Trump’ın performansına dair yapılan doğruluk kontrolleri birçok yalanını ortaya koysa da, Harris’i galip ilan etmekten çekinen yorumcular da vardı. Williams College’dan psikoloji profesörü Steven Fein, Trump’ın doğru söyleme beklentilerine karşı bağışıklığı olduğunu ve Harris’in netlik sağlamasının beklendiği bir tartışmayı adil bir şekilde değerlendirmenin zor olduğunu söyledi. Fein, Trump’ın münazara sırasında ortaya attığı absürt iddialara rağmen, bu iddiaların ona zarar vermediğini belirtti. Fein, “Bu, elmayla çamaşır makinesini karşılaştırmak gibi bir şey” dedi.

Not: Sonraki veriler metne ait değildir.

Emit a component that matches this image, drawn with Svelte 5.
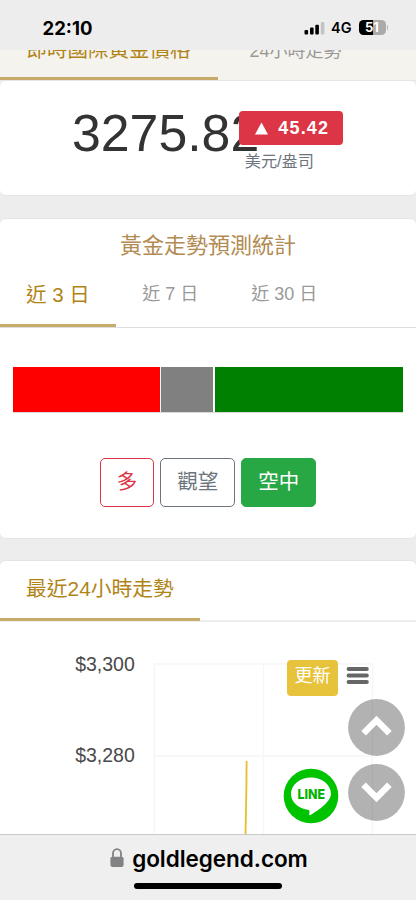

Tartışmanın gerçek bir münazara olup olmadığı sorgulanabilir. New Hampshire Üniversitesi’nden James M. Farrell, bu performansların bilgilendirici oturumlar yerine eğlenceye dönüştüğünü ve rasyonel tartışma arayan seçmenler için hayal kırıklığı yarattığını ifade etti. Farrell, “Bu gösteriler, rasyonel ve medeni bir tartışma şablonu olarak, tamamen berbattı” diyerek tartışmanın niteliğine dair sert eleştirilerde bulundu.
Kamala Harris ve Donald Trump arasında geçen bu tartışmanın galibi kim? Resmi sonuçlar ve kararsız seçmenlerin tepkileri belirsizliğini koruyor. Ancak bir şey net: Her iki aday da kendi güçlü ve zayıf yanlarıyla sahnedeydi ve bu, kararsız seçmenler üzerinde kalıcı bir etki bırakmak için yeterli olmayabilir.